2月4日、第四回公判が大阪地裁で開かれ、その内容として、弁護側の冒頭陳述(※リンク≫)と、作家の中嶋らも氏の証人質問が行なわれました。
■冒頭陳述は別途アップしてありますが、その趣旨を簡単に箇条書きにしておきます。
1.家族、経歴
- 桂川さんが、正業(印刷業)に従事してきたこと。
- 桂川さん自身に関節痛や神経性疾患があり、父親は81歳と高齢であることに加え、心疾患の持病があること。
- 大麻取締法違反以外の前科はなく、暴力団との関係も皆無であること
2.いわゆる「大麻開放運動」について
- 桂川さんは日本の大麻開放運動を創立し、分派させたりしたわけではないし、組織的に関与したこともないこと。
- 桂川さんが、少なくとも1998年から2001年まで、大麻栽培免許を持っていたこと。さらに、免許交付の却下処分に対して異議申し立てを行なっていたのに、長野県側は何らの対応もしていなかったこと。
- そのような状況のもとで桂川さんが、自身の栽培を黙認されたものと誤解してしまったこと。
- 桂川さんは大麻の使用を望んでいる病人に大麻を分けたことがあり、カンパをもらったことはあるが、桂川さんからその対価を要求したものではないこと。
3.大麻取締法の違憲性について
- 刑罰をもって大麻所持を規制することは、幸福追求権、自己決定権の強度の侵害であること。
- 大麻の取り締まりは、自己決定権の侵害であるばかりか、罪刑の均衡を定める憲法31条にも違反すること。
- 大麻取締法の合憲性を認める最高裁判所の判断は20年も前の情報に基く判断であり、少量の大麻の自己使用は訴追を免除すべきであるとのドイツ連邦憲法裁判所の1994年の決定や、昨今、欧米で大麻の非犯罪化、医療大麻の合法化が進んでいることも参考にすべきであること。
4.まとめ
桂川さんは、カンナビス・カップ、世界見本市の体験や長野県の曖昧な対応から、自身の栽培が黙認されていると思い込んでしまったのであり、決して法秩序を乱すことを目的とした者ではないということ。
■次に中島らもさんの証人質問がありました。
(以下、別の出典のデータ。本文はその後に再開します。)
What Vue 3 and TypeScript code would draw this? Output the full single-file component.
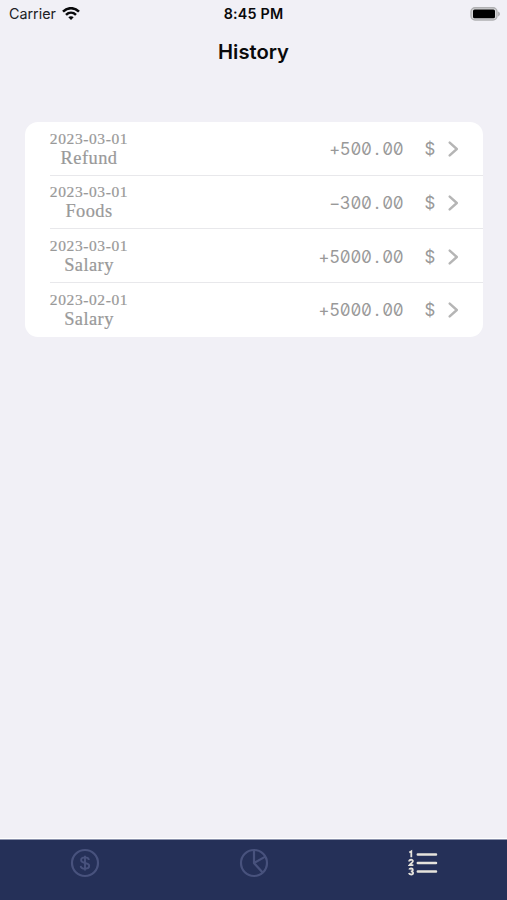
<script setup lang="ts">
interface Entry {
  date: string
  category: string
  amount: string
  currency: string
}

const entries: Entry[] = [
  { date: '2023-03-01', category: 'Refund', amount: '+500.00', currency: '$' },
  { date: '2023-03-01', category: 'Foods', amount: '−300.00', currency: '$' },
  { date: '2023-03-01', category: 'Salary', amount: '+5000.00', currency: '$' },
  { date: '2023-02-01', category: 'Salary', amount: '+5000.00', currency: '$' },
]

const whole = (amount: string): string => amount.split('.')[0]
const cents = (amount: string): string => amount.split('.')[1]
</script>

<template>
  <div class="screen">
    <header class="status">
      <div class="carrier">
        <span>Carrier</span>
        <svg class="wifi" width="18" height="14" viewBox="0 0 18 14" fill="none" stroke="#09090b" stroke-width="2.5">
          <path d="M1 4.6C5.6 0 12.4 0 17 4.6" />
          <path d="M4 7.9c2.9-2.8 7.1-2.8 10 0" />
          <path d="M6.3 10.3C7.8 8.8 10.2 8.8 11.7 10.3L9 13.1Z" fill="#09090b" stroke="none" />
        </svg>
      </div>
      <time class="clock">8:45 PM</time>
      <svg class="battery" width="31" height="14" viewBox="0 0 31 14">
        <rect x="1" y=".8" width="26" height="12.2" rx="4" fill="#d6d6d8" stroke="#b0b0b2" stroke-width="1.4" />
        <rect x="3" y="2.5" width="22" height="8.8" rx="1.6" fill="#000" />
        <path d="M28.2 4.6c2.2.8 2.2 4 0 4.8Z" fill="#a5a5a7" />
      </svg>
    </header>

    <h1 class="title">History</h1>

    <main class="content">
      <ul class="list">
        <li v-for="(entry, i) in entries" :key="i" class="row">
          <div class="label">
            <span class="date">{{ entry.date }}</span>
            <span class="category">{{ entry.category }}</span>
          </div>
          <span class="amount">{{ whole(entry.amount) }}<span class="point">.</span>{{ cents(entry.amount) }}</span>
          <span class="currency">{{ entry.currency }}</span>
          <svg class="chevron" width="11" height="16" viewBox="0 0 11 16" fill="none" stroke="#b5b5b5" stroke-width="2.4" stroke-linecap="round" stroke-linejoin="round">
            <path d="M1.7 1.6 8.8 8l-7.1 6.4" />
          </svg>
        </li>
      </ul>
    </main>

    <nav class="tabs">
      <button class="tab" aria-label="Money">
        <svg width="30" height="30" viewBox="0 0 30 30" fill="none" stroke="#48527d">
          <circle cx="15" cy="15" r="13" stroke-width="2.2" />
          <path d="M18.9 12c-.2-1.7-1.7-2.6-3.9-2.6-2.3 0-3.9 1-3.9 2.8 0 3.8 8.1 1.8 8.1 5.6 0 1.9-1.7 2.9-4.2 2.9s-4.1-1.1-4.3-2.9M15 7.8v14.6" stroke-width="1.9" />
        </svg>
      </button>
      <button class="tab" aria-label="Chart">
        <svg width="30" height="30" viewBox="0 0 30 30" fill="none" stroke="#48527d" stroke-width="2.2">
          <circle cx="15" cy="15" r="13" />
          <path d="M15 2v13l8.6 9.6M15 15l11.3-6.4" />
        </svg>
      </button>
      <button class="tab" aria-label="List">
        <svg width="30" height="30" viewBox="0 0 30 30" fill="none" stroke="#e6e3dc">
          <path d="M9.8 6.5h18.2M9.8 15h18.2M9.8 23.5h18.2" stroke-width="2.5" stroke-linecap="round" />
          <path d="M1.3 4.5l2-1.2v5.9M1.1 13.5c.2-2.4 4-2.2 3.8-.2-.1 1.4-2.3 2.3-3.5 3.9h4M1.2 21.6c.5-1.6 3.7-1.4 3.6.3 0 1-.8 1.4-2 1.4 1.4 0 2.3.5 2.3 1.7 0 2-3.7 2-4.2.1" stroke-width="1.8" />
        </svg>
      </button>
    </nav>
  </div>
</template>

<style>
body {
  background: #f1f0f6;
}
</style>

<style scoped>
.screen {
  display: flex;
  flex-direction: column;
  height: 900px;
  overflow: hidden;
  background: #f1f0f6;
  font-family: Inter, "Liberation Sans", sans-serif;
  color: #09090b;
}
.status {
  display: grid;
  grid-template-columns: 1fr auto 1fr;
  align-items: center;
  height: 27px;
  padding: 0 6px 0 9px;
}
.carrier {
  display: flex;
  align-items: center;
  gap: 6px;
  font-size: 14.3px;
  line-height: 20px;
  color: #202023;
}
.clock {
  margin-right: 3px;
  font-size: 14.3px;
  font-weight: 600;
  line-height: 20px;
  letter-spacing: 0.2px;
}
.battery {
  justify-self: end;
}
.title {
  margin: 10px 0 0;
  font-size: 20.2px;
  font-weight: 600;
  line-height: 30px;
  letter-spacing: 0;
  text-align: center;
}
.content {
  flex: 1;
  padding: 55px 24px 0 25px;
}
.list {
  margin: 0;
  padding: 0;
  list-style: none;
  overflow: hidden;
  border-radius: 13px;
  background: #fff;
}
.row {
  display: flex;
  align-items: center;
  box-sizing: border-box;
  height: 53.7px;
  margin-left: 25px;
  padding: 1.6px 24px 0 0;
  border-bottom: 1px solid #e8e8eb;
  color: #999;
}
.row:last-child {
  border-bottom-color: transparent;
}
.label {
  display: flex;
  flex-direction: column;
  align-items: center;
  width: 78px;
  margin-right: auto;
  padding-bottom: 1.2px;
  font-family: "Liberation Serif", serif;
  white-space: nowrap;
  -webkit-text-stroke: 0.2px #999;
}
.date {
  font-size: 15.5px;
  line-height: 18px;
  letter-spacing: 0.6px;
}
.category {
  font-size: 18.4px;
  line-height: 20px;
  letter-spacing: 0.45px;
}
.amount,
.currency {
  font-size: 16.8px;
  font-weight: 400;
  line-height: 22px;
  letter-spacing: -0.25px;
  font-feature-settings: "tnum", "zero";
  white-space: pre;
}
.point {
  display: inline-block;
  width: 10.5px;
  text-align: center;
}
.currency {
  margin: 0 13px 0 21px;
}
.chevron {
  flex: none;
}
.tabs {
  display: grid;
  grid-template-columns: repeat(3, 1fr);
  box-sizing: border-box;
  height: 62px;
  padding-top: 9px;
  border-top: 1px solid #fff;
  background: linear-gradient(#8c93ad 0 1px, #253058 1px);
}
.tab {
  display: flex;
  justify-content: center;
  align-items: flex-start;
  padding: 0;
  border: 0;
  background: none;
}
</style>
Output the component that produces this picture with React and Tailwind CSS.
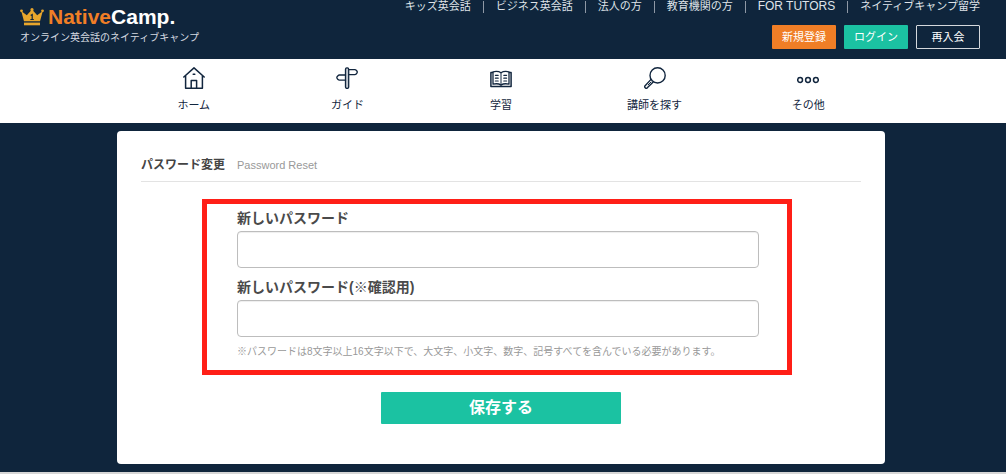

その要旨は以下のようなものでした。
(証人質問は弁護側からのみ、検察側からの質問はありませんでした)
- 桂川さんを紹介されるきっかけとなったM氏との出会い、それまでの関係についての質問からはじまり、事件当日の記憶、桂川さんの印象についての確認といった内容、自身の体調についての認識などでまとめられました。
- 本人は12年程前、地元の市民病院で眼圧を測定してもらったところ「緑内障ですね」といわれた記憶がある(しかし当時は特に処方されず、点眼液のみだった)。翌年、他の病気で処方された薬を飲み始めたあたりから、かすみ目、ふらつき、運動失調など身体に不調が出始める。しばらくしてから不調の原因は薬ではないかと思い、やめてみたところ症状が軽くなっていった。その間、緑内障について調べるうち、大麻のことを知り興味を持つようになった。そのことからM氏を思いだし、連絡を取ったところから今回の事件につながった。
- 当日初めて出会ったという桂川さんの印象は、とてもおとなしく、会話もほとんど交わしていないが、桂川さんは大麻を売り物だと考えてはいなかった、自分の作物に対して誇りと愛情をもっているように感じたというものだった。
- 渡した金額に関しては、M氏から食品や資料などを送ってもらっていたので、そのお礼も含めたカンパという意味合いが強かった。
- 最後に、大麻は実際に緑内障に効果がありましたかという質問に対して、効果はあったかどうかはわかりませんが、大麻でこころが和み、おだやかになり、恐怖心が下がりましたと答えた。
- 現在、中島氏は視力もかなり落ちているそうで、歩くことも辛そうな様子。裁判官も中島氏にかなり気遣いを見せているように感じられた。